Is the modern player just as concerned with appearing on Sports Center as he is with winning the game?  Are there umpires who make calls so they can see themselves on the highlight reels that review game films each and every night?

"I honestly believe that what you learn in this game is not yours to possess, but yours to pass on," said Dusty Baker.  "...You can't run off to the woods and keep it to yourself, because it isn't yours to keep.  And what you teach other guys is the torch you pass. I don't make this up- it was passed to me."

If the majority of coaches, players and managers take this frame of reference baseball will be just fine.

(thanks to Jason Turnbow's book, "The Baseball Codes" and the good stuff inside it.)

Kevin J. Marquez

Thursday, February 23, 2012

Kangaroo Court (per Jason Turnbow's book "The Baseball Codes")

(The following is from the Jason Turnbow book entitled "The Baseball Codes.")

A careful concoction of veteran status and on-field performance helps determine the upper end of any pecking order, and clubhouse culture rewards those at the top of the food chain.

Kangaroo court, baseball's informal clubhouse version of the judicial system- regular convenings of the team in which ballpark justice is meted out to any reprobate member by a jury of his peers.

Players are kept in line for both on-field and off-field indiscretions through a system of small fines and good-natured ridicule from their teammates.  No offense is too small.

After the 1970 World Series, Brooks Robinson, whose performance was so spectacular- he hit .429 and played like a "Human Vacuum" at third base- that Frank Robinson eventually fined him for showboating. 

Courts are generally made up of a judge (who must possess a strong personality and even sharper wit), a secretary (who records the charges, which can be brought up by any member of the team against any other member of the team, as long as a witness is procured), and a treasurer (who collects and holds the fine money- traditionally between $5 and $100 a pop- which at the end of a season is sometimes donated to charity and sometimes used for a blowout party).

"The kangaroo code is you can never win, "  Oscar Gamble.  (Gamble was a lifetime .265 hitter with 200 career home runs.)

In the Orioles clubhouse, Frank Robinson initiated Don Baylor into the system after the 21-year old boasted to a reporter that he'd break into the starting lineup as soon as he got "into the groove."  Baylor was fined and tagged with the nickname "Groove."  He had to suffer the indignity of spending virtually the entire season in the minors.
(Note:  Don Baylor, along with RHP-Mike Torrez were traded from the Orioles to the Oakland A's for Kenny Holtzman (LHP) and (OF) Reggie Jackson on April 2, 1976.)

Yankees coach Don Zimmer was fined simply for being Don Zimmer.

Tiger pitcher, Jim Price, recalled a teammate who was fined because his date "could eat corn through a picked fence."

The Kansas City Royals would give a gong (the one from the Gong Show, courtesy of first-baseman Pete LaCock, whose father was Peter Marshall, the emcee of the Hollywood Squares) to a player voted a red ass by the kangaroo court.

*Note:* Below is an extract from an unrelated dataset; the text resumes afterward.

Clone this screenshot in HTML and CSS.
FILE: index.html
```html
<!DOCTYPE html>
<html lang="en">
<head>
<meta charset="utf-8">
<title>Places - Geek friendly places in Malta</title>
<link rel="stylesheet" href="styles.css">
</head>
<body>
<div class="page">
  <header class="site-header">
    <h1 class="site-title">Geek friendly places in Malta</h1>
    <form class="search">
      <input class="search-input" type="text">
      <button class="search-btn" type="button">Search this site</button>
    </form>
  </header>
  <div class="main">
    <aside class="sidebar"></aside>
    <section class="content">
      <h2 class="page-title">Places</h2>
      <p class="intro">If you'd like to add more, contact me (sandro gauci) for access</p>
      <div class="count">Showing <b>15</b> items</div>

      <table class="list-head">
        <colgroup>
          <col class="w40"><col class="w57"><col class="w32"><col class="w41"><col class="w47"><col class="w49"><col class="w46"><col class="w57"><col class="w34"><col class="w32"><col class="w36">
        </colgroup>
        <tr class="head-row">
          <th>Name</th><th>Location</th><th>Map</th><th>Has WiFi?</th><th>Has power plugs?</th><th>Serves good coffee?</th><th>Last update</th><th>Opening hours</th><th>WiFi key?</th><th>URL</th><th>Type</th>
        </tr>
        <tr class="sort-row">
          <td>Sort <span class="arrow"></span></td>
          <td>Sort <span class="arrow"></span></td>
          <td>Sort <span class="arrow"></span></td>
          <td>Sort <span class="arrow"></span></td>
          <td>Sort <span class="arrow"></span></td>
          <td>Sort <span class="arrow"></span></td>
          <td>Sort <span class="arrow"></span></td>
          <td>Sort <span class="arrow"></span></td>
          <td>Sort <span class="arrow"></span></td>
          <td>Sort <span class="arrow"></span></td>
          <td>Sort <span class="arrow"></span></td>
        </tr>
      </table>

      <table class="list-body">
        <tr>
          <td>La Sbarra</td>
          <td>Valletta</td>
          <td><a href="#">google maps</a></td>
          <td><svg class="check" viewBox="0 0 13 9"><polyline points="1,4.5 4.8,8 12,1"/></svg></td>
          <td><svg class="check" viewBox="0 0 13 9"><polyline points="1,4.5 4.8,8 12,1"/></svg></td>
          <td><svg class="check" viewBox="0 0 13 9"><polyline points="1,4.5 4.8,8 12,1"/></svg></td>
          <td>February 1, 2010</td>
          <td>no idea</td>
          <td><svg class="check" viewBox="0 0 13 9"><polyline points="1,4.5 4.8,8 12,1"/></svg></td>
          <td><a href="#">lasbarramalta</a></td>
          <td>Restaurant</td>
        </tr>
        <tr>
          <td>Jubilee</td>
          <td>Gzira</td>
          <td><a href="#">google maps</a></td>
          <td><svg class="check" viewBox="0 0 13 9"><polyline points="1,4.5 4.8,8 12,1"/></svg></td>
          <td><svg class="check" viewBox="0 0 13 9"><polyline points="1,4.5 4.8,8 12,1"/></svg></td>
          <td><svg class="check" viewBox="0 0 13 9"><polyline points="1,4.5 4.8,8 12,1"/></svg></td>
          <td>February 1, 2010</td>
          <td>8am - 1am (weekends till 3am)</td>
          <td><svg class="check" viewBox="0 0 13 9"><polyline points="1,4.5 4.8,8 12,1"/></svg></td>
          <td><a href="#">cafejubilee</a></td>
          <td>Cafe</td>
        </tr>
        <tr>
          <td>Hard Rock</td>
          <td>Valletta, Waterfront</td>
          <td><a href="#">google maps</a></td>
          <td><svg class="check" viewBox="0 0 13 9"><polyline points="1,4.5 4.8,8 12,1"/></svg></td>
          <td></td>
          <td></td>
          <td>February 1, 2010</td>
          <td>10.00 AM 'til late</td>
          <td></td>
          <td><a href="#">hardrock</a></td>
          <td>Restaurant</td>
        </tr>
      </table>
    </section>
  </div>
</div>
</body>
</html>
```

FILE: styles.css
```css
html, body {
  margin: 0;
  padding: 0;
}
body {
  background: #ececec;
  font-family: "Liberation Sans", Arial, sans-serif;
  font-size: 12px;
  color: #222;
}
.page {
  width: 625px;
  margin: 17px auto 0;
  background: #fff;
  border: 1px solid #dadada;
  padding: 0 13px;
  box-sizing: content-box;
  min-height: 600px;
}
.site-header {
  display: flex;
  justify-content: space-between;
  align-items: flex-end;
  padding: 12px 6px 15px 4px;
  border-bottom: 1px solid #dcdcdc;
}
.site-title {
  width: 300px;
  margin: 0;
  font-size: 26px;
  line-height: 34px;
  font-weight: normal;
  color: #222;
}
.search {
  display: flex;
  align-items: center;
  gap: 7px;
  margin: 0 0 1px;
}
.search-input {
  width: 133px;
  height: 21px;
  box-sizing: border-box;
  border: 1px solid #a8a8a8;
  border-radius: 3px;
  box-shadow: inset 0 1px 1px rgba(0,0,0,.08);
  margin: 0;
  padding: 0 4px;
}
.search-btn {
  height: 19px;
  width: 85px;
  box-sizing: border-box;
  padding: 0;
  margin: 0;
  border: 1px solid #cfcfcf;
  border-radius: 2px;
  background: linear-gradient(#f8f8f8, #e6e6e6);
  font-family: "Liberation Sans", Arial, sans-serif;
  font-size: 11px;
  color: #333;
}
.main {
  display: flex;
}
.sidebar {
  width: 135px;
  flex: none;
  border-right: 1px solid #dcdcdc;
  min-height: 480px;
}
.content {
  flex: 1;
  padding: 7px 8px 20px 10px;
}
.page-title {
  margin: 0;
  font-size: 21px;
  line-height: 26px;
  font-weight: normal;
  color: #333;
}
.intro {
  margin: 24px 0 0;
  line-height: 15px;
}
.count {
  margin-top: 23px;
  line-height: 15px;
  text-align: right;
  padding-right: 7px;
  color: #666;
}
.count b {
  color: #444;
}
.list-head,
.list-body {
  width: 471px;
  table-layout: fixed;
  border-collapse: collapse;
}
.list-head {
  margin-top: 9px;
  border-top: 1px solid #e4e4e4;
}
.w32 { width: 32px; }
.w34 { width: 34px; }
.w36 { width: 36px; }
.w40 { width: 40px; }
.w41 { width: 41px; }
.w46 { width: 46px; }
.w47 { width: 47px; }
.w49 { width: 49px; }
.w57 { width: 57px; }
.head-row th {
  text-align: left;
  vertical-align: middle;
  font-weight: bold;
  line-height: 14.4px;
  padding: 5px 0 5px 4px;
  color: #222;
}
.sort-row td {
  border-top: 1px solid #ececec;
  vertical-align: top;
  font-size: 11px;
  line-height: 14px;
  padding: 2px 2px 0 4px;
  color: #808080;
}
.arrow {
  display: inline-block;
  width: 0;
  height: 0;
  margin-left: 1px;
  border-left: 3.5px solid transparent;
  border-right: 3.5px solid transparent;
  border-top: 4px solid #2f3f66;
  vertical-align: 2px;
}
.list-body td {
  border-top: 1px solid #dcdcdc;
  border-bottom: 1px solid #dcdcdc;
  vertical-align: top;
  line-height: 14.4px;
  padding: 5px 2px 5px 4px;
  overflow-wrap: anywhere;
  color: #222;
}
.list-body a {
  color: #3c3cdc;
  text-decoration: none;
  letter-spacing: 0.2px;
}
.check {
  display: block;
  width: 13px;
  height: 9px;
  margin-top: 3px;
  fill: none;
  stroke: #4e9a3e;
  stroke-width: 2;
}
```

The Milwaukee Brewers awarded their star of the game a 3-foot rubber phallus, which was placed in his locker for the duration of the post-game activity.  It didn't garner much notice until 1987, when Juan Nieves threw a no-hitter.  "He had this thing hanging in his locker, just dangling there," said Brewers catcher Bill Schroeder.  "So here's ESPN and everybody interviewing him, and you see this thing hanging over his shoulder.  Then you see a hand reach in and grab it and pull it away.  It was GM Harry Dalton!  That was our kangaroo court, and it was the funniest thing in the world."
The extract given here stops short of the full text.